> [WHAT IS BEING ASKED] Where a line holds the word "code", copy that line.

....

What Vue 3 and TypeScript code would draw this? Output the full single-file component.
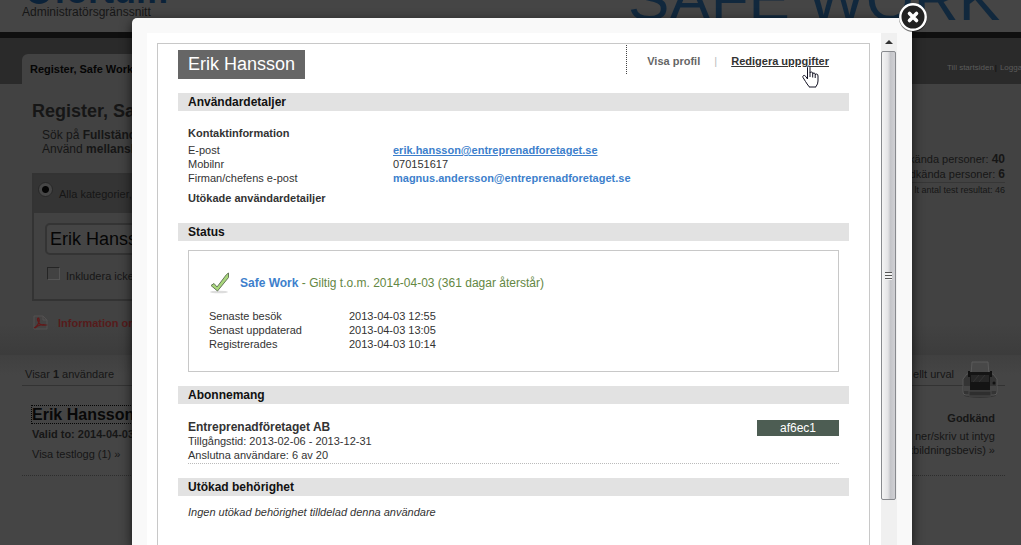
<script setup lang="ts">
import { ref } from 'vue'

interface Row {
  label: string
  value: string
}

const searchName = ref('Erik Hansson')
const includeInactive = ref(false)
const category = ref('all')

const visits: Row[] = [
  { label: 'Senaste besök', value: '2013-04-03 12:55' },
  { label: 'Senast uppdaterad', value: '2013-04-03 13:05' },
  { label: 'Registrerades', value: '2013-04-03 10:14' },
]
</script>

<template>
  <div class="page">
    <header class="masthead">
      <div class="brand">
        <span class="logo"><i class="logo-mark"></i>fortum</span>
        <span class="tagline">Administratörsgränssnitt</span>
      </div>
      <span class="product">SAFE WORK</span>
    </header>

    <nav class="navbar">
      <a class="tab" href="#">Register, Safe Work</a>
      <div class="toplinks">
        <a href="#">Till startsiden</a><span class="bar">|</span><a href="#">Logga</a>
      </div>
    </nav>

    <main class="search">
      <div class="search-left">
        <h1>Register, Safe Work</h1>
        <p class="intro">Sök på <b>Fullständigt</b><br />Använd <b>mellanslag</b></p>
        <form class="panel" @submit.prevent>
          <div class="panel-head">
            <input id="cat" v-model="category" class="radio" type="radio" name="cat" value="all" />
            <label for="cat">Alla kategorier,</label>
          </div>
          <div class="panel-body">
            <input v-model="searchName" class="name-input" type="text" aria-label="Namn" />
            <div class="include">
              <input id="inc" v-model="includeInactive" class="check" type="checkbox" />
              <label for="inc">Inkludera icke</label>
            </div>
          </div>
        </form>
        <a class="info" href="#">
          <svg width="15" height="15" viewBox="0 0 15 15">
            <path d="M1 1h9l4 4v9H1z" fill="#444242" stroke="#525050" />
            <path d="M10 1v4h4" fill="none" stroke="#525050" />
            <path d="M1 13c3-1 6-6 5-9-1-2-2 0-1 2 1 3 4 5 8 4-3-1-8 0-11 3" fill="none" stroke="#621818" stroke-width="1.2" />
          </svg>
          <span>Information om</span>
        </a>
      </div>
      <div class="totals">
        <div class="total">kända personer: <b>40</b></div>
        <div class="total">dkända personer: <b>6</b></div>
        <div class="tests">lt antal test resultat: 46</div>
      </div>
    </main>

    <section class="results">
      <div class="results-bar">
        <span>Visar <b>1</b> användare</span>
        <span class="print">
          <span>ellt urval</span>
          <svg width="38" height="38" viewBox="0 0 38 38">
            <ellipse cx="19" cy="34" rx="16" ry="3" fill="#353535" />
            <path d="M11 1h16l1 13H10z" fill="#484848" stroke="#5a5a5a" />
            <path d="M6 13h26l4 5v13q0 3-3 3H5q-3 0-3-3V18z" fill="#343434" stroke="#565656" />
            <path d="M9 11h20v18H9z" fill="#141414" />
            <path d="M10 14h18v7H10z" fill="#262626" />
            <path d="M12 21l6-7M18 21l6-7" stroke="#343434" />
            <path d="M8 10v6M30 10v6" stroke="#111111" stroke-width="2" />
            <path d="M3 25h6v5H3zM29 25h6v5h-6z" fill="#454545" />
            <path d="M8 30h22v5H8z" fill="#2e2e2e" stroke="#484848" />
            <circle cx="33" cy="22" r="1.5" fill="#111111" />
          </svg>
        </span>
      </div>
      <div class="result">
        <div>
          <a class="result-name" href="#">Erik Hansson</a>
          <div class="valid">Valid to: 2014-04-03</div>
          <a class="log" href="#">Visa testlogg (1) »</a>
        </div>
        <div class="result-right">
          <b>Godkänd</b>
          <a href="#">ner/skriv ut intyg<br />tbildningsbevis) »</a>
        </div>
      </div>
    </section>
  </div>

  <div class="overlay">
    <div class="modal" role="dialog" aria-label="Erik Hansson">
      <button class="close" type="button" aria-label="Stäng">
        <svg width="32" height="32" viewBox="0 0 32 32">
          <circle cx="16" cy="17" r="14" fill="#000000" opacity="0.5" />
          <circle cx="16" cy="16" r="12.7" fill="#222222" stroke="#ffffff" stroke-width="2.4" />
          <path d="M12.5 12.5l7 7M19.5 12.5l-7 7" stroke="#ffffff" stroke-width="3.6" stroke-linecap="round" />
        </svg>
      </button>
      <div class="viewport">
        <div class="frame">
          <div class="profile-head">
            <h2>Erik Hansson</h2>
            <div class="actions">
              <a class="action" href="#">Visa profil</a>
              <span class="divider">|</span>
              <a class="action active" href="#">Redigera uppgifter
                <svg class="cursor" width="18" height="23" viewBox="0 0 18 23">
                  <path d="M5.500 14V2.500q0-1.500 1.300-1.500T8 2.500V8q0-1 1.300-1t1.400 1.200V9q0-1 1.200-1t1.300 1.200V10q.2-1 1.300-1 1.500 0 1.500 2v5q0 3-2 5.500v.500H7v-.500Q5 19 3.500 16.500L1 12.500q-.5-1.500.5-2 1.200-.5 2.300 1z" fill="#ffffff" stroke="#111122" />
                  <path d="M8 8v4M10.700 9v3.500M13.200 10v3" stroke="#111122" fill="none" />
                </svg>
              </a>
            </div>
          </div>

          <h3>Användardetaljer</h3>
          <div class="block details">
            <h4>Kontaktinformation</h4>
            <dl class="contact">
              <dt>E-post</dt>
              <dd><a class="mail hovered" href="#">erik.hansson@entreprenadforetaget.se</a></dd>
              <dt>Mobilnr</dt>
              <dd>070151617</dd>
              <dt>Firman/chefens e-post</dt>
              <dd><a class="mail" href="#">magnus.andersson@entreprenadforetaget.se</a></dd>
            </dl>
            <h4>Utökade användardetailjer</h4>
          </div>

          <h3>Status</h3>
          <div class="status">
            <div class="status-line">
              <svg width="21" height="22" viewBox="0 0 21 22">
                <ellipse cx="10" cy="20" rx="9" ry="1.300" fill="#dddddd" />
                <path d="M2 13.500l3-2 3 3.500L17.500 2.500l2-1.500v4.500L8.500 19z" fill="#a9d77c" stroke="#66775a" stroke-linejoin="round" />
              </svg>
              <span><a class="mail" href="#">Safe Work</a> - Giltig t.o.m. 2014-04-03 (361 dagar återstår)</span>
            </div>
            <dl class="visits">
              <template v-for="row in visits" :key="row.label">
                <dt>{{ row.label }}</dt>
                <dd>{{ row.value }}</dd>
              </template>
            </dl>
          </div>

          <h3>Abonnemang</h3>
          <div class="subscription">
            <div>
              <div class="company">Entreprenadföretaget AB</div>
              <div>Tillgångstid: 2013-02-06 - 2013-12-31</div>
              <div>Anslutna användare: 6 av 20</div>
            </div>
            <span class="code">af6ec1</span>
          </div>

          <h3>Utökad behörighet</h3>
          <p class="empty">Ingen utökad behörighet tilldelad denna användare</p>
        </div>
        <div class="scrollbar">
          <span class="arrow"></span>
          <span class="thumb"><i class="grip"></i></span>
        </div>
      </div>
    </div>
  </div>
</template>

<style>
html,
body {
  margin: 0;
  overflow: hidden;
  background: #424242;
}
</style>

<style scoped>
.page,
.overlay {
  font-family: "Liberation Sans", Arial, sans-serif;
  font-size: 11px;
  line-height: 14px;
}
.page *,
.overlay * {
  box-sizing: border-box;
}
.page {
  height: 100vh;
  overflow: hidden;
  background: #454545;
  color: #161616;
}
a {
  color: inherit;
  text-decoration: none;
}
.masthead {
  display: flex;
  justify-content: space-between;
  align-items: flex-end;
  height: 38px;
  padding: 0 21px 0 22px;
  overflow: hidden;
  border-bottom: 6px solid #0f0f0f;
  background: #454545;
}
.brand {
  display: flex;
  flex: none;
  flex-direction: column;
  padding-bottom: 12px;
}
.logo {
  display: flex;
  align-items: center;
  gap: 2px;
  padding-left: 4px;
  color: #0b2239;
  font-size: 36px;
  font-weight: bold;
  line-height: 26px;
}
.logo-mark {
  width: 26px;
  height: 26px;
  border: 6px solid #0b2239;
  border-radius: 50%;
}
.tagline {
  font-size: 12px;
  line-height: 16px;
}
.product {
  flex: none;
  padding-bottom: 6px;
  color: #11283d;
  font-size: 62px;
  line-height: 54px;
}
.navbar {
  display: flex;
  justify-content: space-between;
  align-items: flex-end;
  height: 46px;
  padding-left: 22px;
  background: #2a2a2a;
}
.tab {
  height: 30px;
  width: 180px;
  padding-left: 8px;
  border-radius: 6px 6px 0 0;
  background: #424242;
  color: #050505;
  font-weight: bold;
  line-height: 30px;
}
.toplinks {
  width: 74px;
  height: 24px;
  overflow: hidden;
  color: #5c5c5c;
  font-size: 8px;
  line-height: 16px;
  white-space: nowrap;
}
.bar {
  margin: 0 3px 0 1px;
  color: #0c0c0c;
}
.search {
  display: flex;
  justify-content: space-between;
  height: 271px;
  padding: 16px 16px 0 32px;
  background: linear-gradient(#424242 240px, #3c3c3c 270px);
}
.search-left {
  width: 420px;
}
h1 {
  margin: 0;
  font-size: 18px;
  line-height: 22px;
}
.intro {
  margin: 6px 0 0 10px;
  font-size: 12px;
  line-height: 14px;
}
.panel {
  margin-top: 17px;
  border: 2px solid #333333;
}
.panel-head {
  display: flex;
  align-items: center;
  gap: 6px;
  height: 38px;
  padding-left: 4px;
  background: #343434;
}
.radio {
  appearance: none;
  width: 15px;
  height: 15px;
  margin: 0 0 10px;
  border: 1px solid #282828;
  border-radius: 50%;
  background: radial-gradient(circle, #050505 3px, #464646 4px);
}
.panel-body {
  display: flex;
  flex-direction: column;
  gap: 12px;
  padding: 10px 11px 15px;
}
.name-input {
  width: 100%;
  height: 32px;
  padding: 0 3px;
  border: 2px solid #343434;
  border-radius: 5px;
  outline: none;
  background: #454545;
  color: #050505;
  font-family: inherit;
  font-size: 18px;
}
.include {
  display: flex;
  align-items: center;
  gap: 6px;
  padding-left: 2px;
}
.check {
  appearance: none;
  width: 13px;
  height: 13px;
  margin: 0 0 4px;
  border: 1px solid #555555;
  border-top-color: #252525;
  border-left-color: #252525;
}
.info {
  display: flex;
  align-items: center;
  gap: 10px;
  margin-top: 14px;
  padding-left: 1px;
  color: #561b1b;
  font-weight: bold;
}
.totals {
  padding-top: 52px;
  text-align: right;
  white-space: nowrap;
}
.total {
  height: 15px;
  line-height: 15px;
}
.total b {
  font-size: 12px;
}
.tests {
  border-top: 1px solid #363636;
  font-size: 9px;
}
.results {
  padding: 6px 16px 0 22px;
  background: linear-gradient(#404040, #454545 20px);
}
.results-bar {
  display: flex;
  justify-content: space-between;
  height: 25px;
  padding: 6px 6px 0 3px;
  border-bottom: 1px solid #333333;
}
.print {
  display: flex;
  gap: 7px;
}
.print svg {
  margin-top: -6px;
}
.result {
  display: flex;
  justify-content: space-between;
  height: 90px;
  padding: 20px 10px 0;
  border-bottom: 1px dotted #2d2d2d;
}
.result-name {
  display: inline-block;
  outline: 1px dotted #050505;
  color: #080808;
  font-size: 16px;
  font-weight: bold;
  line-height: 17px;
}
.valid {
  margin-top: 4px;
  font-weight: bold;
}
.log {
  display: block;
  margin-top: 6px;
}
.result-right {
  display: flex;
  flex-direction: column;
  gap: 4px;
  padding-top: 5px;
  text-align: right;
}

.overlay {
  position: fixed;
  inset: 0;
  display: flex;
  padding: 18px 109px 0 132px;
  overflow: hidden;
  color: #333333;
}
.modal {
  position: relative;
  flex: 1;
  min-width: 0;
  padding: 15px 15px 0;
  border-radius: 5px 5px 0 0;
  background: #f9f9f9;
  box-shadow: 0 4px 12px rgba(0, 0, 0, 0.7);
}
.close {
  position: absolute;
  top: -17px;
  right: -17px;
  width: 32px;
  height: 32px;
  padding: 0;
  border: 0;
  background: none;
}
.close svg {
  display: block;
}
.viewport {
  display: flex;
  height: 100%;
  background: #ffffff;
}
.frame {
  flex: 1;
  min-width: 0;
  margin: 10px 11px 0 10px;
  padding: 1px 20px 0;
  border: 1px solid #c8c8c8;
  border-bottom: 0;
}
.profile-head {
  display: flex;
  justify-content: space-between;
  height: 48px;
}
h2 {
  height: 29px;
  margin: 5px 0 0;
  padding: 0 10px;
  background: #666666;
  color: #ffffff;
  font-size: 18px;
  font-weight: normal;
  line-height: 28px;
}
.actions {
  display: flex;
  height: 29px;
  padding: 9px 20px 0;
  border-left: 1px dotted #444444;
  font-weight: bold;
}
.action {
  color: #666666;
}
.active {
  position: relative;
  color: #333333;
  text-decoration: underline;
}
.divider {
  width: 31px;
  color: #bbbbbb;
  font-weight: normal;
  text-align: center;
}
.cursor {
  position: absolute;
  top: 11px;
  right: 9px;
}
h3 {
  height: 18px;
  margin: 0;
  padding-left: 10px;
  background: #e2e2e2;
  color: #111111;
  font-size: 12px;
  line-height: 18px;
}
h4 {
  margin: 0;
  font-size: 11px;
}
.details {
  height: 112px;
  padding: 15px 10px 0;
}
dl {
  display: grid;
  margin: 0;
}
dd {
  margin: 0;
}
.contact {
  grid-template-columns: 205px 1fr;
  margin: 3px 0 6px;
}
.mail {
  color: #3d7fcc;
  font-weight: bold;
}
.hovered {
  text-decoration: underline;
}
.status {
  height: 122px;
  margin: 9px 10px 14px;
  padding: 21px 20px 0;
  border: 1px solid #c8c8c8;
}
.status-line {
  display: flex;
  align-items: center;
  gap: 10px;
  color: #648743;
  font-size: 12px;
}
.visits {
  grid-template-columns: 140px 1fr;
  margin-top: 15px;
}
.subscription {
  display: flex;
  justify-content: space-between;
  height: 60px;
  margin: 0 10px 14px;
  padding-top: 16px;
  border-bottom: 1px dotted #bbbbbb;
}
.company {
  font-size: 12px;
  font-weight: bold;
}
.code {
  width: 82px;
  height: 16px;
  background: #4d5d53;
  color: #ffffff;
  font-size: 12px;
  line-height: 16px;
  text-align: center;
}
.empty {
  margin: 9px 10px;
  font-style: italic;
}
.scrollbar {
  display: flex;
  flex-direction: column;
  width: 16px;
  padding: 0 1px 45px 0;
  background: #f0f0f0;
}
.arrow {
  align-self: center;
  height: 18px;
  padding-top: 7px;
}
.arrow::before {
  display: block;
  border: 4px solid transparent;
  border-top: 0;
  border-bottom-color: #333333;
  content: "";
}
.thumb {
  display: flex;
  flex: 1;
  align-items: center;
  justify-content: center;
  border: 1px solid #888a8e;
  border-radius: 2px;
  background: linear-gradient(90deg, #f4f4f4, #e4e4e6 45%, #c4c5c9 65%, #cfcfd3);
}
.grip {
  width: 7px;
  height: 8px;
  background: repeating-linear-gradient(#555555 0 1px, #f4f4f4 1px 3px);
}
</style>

....

> [RESPONSE]
What Vue 3 and TypeScript code would draw this? Output the full single-file component.
            <span class="code">af6ec1</span>
.code {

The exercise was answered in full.